Please Don’t Destroy (a.k.a. the next The Lonely Island) made their SNL debut, and views for their digital short has amassed more than 500,000 views on Twitter and 200,000 on YouTube as fans welcome the return of digital shorts on SNL.
Over 200,000 fans tuned into Adele’s “Easy On Me” drop during a live release on YouTube, the first hit to be released from her upcoming “30” album.
Addison Rae Easterling (one of the most-followed people on TikTok) revealed that she has been suspended from TikTok due to “multiple violations” of the platform’s community guidelines.
Trans employees and allies at Netflix are holding a walkout (on October 20) to protest the streaming service’s support of Dave Chapelle’s special, The Closer, which is being called out for containing transphobic and homophobic content.

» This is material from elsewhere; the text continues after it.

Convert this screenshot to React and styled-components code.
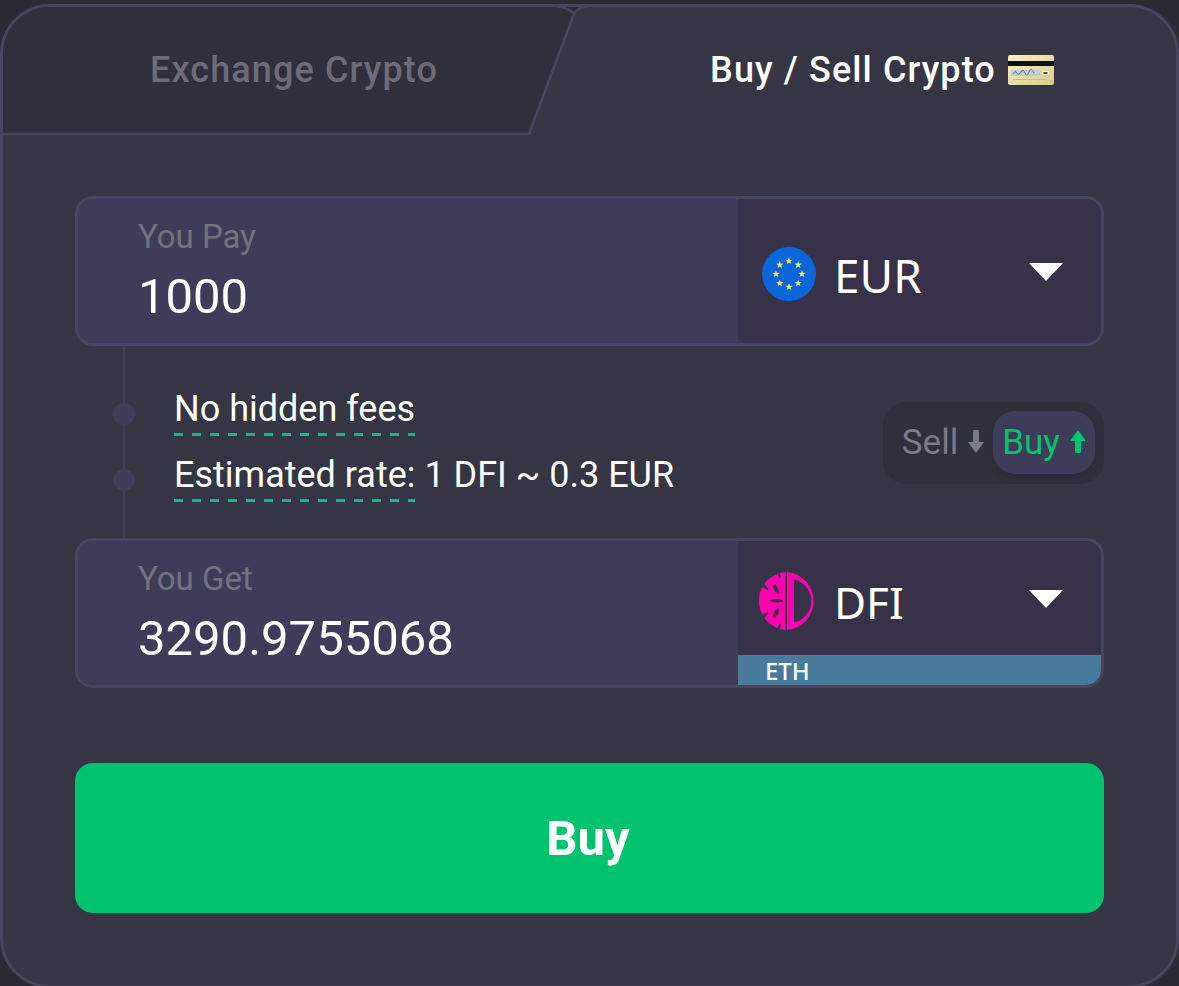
import React from "react";
import styled, { createGlobalStyle } from "styled-components";

const GlobalStyle = createGlobalStyle`
  html, body {
    margin: 0;
    padding: 0;
    background: #2b2a35;
  }
  * {
    box-sizing: border-box;
  }
`;

const starPoints = (cx, cy, r) => {
  const pts = [];
  for (let i = 0; i < 10; i++) {
    const rad = i % 2 === 0 ? r : r * 0.42;
    const a = (Math.PI / 5) * i - Math.PI / 2;
    pts.push(`${(cx + rad * Math.cos(a)).toFixed(2)},${(cy + rad * Math.sin(a)).toFixed(2)}`);
  }
  return pts.join(" ");
};

const EuFlag = () => (
  <svg width="54" height="54" viewBox="0 0 54 54">
    <circle cx="27" cy="27" r="27" fill="#0b66da" />
    {[0, 1, 2, 3, 4, 5, 6, 7].map((i) => {
      const a = (Math.PI / 4) * i - Math.PI / 2;
      return (
        <polygon
          key={i}
          points={starPoints(27 + 13 * Math.cos(a), 27 + 13 * Math.sin(a), 3.8)}
          fill="#f3e867"
        />
      );
    })}
  </svg>
);

const DfiLogo = () => (
  <svg width="58" height="58" viewBox="0 0 58 58">
    <path
      fillRule="evenodd"
      fill="#ff00af"
      d="M28 0.1 A29 29 0 0 1 28 57.9 Z M35 7.5 L35 50.5 A22 22 0 0 0 35 7.5 Z"
    />
    <path fill="#ff00af" d="M26.5 0.1 L26.5 57.9 A29 29 0 0 1 26.5 0.1 Z" />
    <g fill="#373248">
      <path d="M10 28.8 Q17 25.5 24 28.2 L24 29.4 Q17 32 10 28.8 Z" />
      <path d="M13.5 14 L16 12 L19.5 17 L20 22 L15.5 19 Z" />
      <path d="M13.5 44 L16 46 L19.5 41 L20 36 L15.5 39 Z" />
      <path d="M2 14 L4.5 11 L9.5 16.5 L8.5 18.5 Z" />
      <path d="M2 44 L4.5 47 L9.5 41.5 L8.5 39.5 Z" />
      <path d="M18 1 L21 0.4 L22 6 L20.5 6.5 Z" />
      <path d="M18 57 L21 57.6 L22 52 L20.5 51.5 Z" />
    </g>
  </svg>
);

const CardEmoji = () => (
  <svg width="46" height="31" viewBox="0 0 46 31">
    <defs>
      <linearGradient id="cardGold" x1="0" y1="0" x2="1" y2="1">
        <stop offset="0" stopColor="#f8f1c4" />
        <stop offset="1" stopColor="#d8cb8f" />
      </linearGradient>
    </defs>
    <rect x="0" y="0" width="46" height="30" rx="2" fill="url(#cardGold)" />
    <rect x="0" y="6" width="46" height="5" fill="#111111" />
    <rect x="3" y="15" width="29" height="6" fill="#c3cbd0" />
    <path d="M5 19 q2 -4 4 -1 t4 -1 t4 1 t4 -1 t5 1" stroke="#5b6f9e" strokeWidth="0.9" fill="none" />
    <rect x="34" y="16" width="7" height="4" fill="#f4f1dc" />
    <rect x="35.5" y="17" width="4" height="2" fill="#555555" />
    <rect x="5" y="24" width="32" height="1" fill="#c9bd84" />
  </svg>
);

const DownArrow = ({ color }) => (
  <ArrowSvg width="16" height="23" viewBox="0 0 16 23">
    <path
      d="M5 1.5 Q5 0 6.5 0 L9.5 0 Q11 0 11 1.5 L11 12 L15 12 Q16 12 15.4 13 L8.8 22 Q8 23 7.2 22 L0.6 13 Q0 12 1 12 L5 12 Z"
      fill={color}
    />
  </ArrowSvg>
);

const UpArrow = ({ color }) => (
  <ArrowSvg width="16" height="23" viewBox="0 0 16 23">
    <path
      d="M5 21.5 Q5 23 6.5 23 L9.5 23 Q11 23 11 21.5 L11 11 L15 11 Q16 11 15.4 10 L8.8 1 Q8 0 7.2 1 L0.6 10 Q0 11 1 11 L5 11 Z"
      fill={color}
    />
  </ArrowSvg>
);

const TabShape = () => (
  <TabSvg width="600" height="140" viewBox="0 0 600 140">
    <path d="M552 0 Q570 1 575.5 11 Q580 1 598 0 Z" fill="#2b2a35" />
    <path
      d="M0 130 L529 130 L574 10 Q566 1.5 550 1.5 L48 1.5 Q1.5 1.5 1.5 48 L1.5 130 Z"
      fill="#302f3c"
    />
    <path
      d="M0 130 L529 130 L574 10 Q566 1.5 550 1.5 L48 1.5 Q1.5 1.5 1.5 48"
      fill="none"
      stroke="#46455f"
      strokeWidth="2.5"
    />
    <path d="M574 10 Q579 1.5 594 1.5 L610 1.5" fill="none" stroke="#46455f" strokeWidth="2.5" />
  </TabSvg>
);

const Field = ({ label, value, symbol, icon, network, compact }) => (
  <FieldBox>
    <FieldInput>
      <FieldLabel>{label}</FieldLabel>
      <FieldValue>{value}</FieldValue>
    </FieldInput>
    <CurrencyPanel>
      <CurrencyRow $compact={compact}>
        <CurrencyIcon $compact={compact}>{icon}</CurrencyIcon>
        <CurrencyName $compact={compact}>{symbol}</CurrencyName>
        <Caret />
      </CurrencyRow>
      {network && <NetworkStrip>{network}</NetworkStrip>}
    </CurrencyPanel>
  </FieldBox>
);

export default function App() {
  return (
    <>
      <GlobalStyle />
      <Page>
        <Card>
          <TabRow>
            <TabShape />
            <Tab>Exchange Crypto</Tab>
            <Tab $active>
              Buy / Sell Crypto <CardEmoji />
            </Tab>
          </TabRow>
          <FormBody>
            <Field label="You Pay" value="1000" symbol="EUR" icon={<EuFlag />} />
            <Middle>
              <Rail>
                <RailDot />
                <RailDot />
              </Rail>
              <Notes>
                <Note>
                  No hidden fees
                  <Dashes />
                </Note>
                <Note>
                  Estimated rate: 1 DFI ~ 0.3 EUR
                  <Dashes />
                </Note>
              </Notes>
              <Toggle>
                <ToggleOption>
                  Sell <DownArrow color="#7b7a86" />
                </ToggleOption>
                <ToggleOption $active>
                  Buy <UpArrow color="#00c26f" />
                </ToggleOption>
              </Toggle>
            </Middle>
            <Field
              label="You Get"
              value="3290.9755068"
              symbol="DFI"
              icon={<DfiLogo />}
              network="ETH"
              compact
            />
            <BuyButton>Buy</BuyButton>
          </FormBody>
        </Card>
      </Page>
    </>
  );
}

const Page = styled.div`
  width: 1179px;
  height: 986px;
  padding-top: 4px;
  overflow: hidden;
  font-family: "Roboto", sans-serif;
`;

const Card = styled.div`
  width: 1179px;
  height: 984px;
  background: #363543;
  border: 3px solid #46455f;
  border-radius: 50px;
  overflow: hidden;
`;

const TabRow = styled.div`
  position: relative;
  display: grid;
  grid-template-columns: 582px 1fr;
  height: 128px;
`;

const TabSvg = styled.svg`
  position: absolute;
  top: -3px;
  left: -3px;
`;

const ArrowSvg = styled.svg`
  margin-top: -3px;
`;

const Tab = styled.div`
  position: relative;
  display: flex;
  align-items: center;
  justify-content: center;
  gap: 12px;
  padding-left: ${(p) => (p.$active ? "3px" : "0")};
  padding-bottom: 2px;
  font-size: 36px;
  font-weight: 500;
  letter-spacing: 1.1px;
  color: ${(p) => (p.$active ? "#ffffff" : "#6c6b78")};
`;

const FormBody = styled.div`
  display: flex;
  flex-direction: column;
  padding: 61px 72px 0;
`;

const FieldBox = styled.div`
  display: flex;
  height: 150px;
  border: 3px solid #46455f;
  border-radius: 18px;
  overflow: hidden;
`;

const FieldInput = styled.div`
  flex: 1;
  display: flex;
  flex-direction: column;
  padding: 20px 0 0 60px;
  background: #3e3d59;
`;

const FieldLabel = styled.div`
  font-size: 33px;
  line-height: 36px;
  color: #72717f;
`;

const FieldValue = styled.div`
  margin-top: 13px;
  font-size: 49px;
  line-height: 58px;
  color: #ffffff;
`;

const CurrencyPanel = styled.div`
  width: 363px;
  display: flex;
  flex-direction: column;
  background: #373248;
`;

const CurrencyRow = styled.div`
  flex: 1;
  display: flex;
  align-items: center;
  padding: ${(p) => (p.$compact ? "6px 38px 0 21px" : "6px 38px 0 24px")};
`;

const CurrencyIcon = styled.div`
  display: flex;
  margin-right: ${(p) => (p.$compact ? "17px" : "18px")};
`;

const CurrencyName = styled.div`
  flex: 1;
  padding-top: 2px;
  font-family: "Noto Sans", sans-serif;
  font-size: ${(p) => (p.$compact ? "44px" : "46px")};
  color: #ffffff;
`;

const Caret = styled.div`
  width: 0;
  height: 0;
  margin-bottom: 4px;
  border-left: 17px solid transparent;
  border-right: 17px solid transparent;
  border-top: 18px solid #ffffff;
`;

const NetworkStrip = styled.div`
  height: 30px;
  padding-left: 27px;
  background: #477a9b;
  font-family: "Noto Sans", sans-serif;
  font-size: 24px;
  font-weight: 500;
  line-height: 31px;
  color: #ffffff;
`;

const Middle = styled.div`
  display: flex;
  align-items: center;
  height: 192px;
  padding-left: 39px;
`;

const Rail = styled.div`
  position: relative;
  width: 20px;
  height: 100%;
  display: flex;
  flex-direction: column;
  align-items: center;
  gap: 44px;
  padding-top: 57px;
  margin-right: 40px;

  &::before {
    content: "";
    position: absolute;
    top: 0;
    bottom: 0;
    left: 9px;
    width: 2px;
    background: #3f3e56;
  }
`;

const RailDot = styled.span`
  position: relative;
  width: 22px;
  height: 22px;
  flex-shrink: 0;
  border-radius: 50%;
  background: #3f3e56;
`;

const Notes = styled.div`
  flex: 1;
  display: flex;
  flex-direction: column;
  gap: 18px;
  padding-top: 6px;
`;

const Note = styled.div`
  font-size: 36px;
  line-height: 42px;
  color: #ffffff;
`;

const Dashes = styled.div`
  width: 241px;
  height: 3px;
  margin-top: 3px;
  background: repeating-linear-gradient(90deg, #0cbb88 0 9px, transparent 9px 18px);
`;

const Toggle = styled.div`
  display: flex;
  align-items: center;
  justify-content: flex-end;
  width: 221px;
  height: 82px;
  margin-top: 1px;
  padding-right: 9px;
  border-radius: 24px;
  background: #302f3c;
`;

const ToggleOption = styled.div`
  display: flex;
  align-items: center;
  justify-content: center;
  gap: 10px;
  height: 63px;
  width: ${(p) => (p.$active ? "102px" : "110px")};
  padding-left: ${(p) => (p.$active ? "0" : "10px")};
  border-radius: 22px;
  font-size: 35px;
  color: ${(p) => (p.$active ? "#00c26f" : "#7b7a86")};
  background: ${(p) => (p.$active ? "#3e3d59" : "transparent")};
  box-shadow: ${(p) => (p.$active ? "0 3px 8px rgba(0, 0, 0, 0.12)" : "none")};
`;

const BuyButton = styled.button`
  height: 150px;
  margin-top: 75px;
  padding: 0 3px 0 0;
  border: none;
  border-radius: 18px;
  background: #00c26f;
  font-family: "Roboto", sans-serif;
  font-size: 49px;
  font-weight: 700;
  color: #ffffff;
`;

Season three of You premiered this week, and has already been renewed for season four.
Intern Anya Jackson is going viral for her eye-catching stunts that have doubled dating app Thursday’s weekly downloads.
JoJo Siwa made history (again) on Dancing With the Stars dressed as Prince Charming for her and professional dancer Jenna Johnson’s Disney dance this week.
Timothée Chalamet gave fans a sneak peek at his Willy Wonka character in the upcoming film, Wonka.
HBO Max released the trailer for Mindy Kaling’s upcoming series, The Sex Lives of College Girls.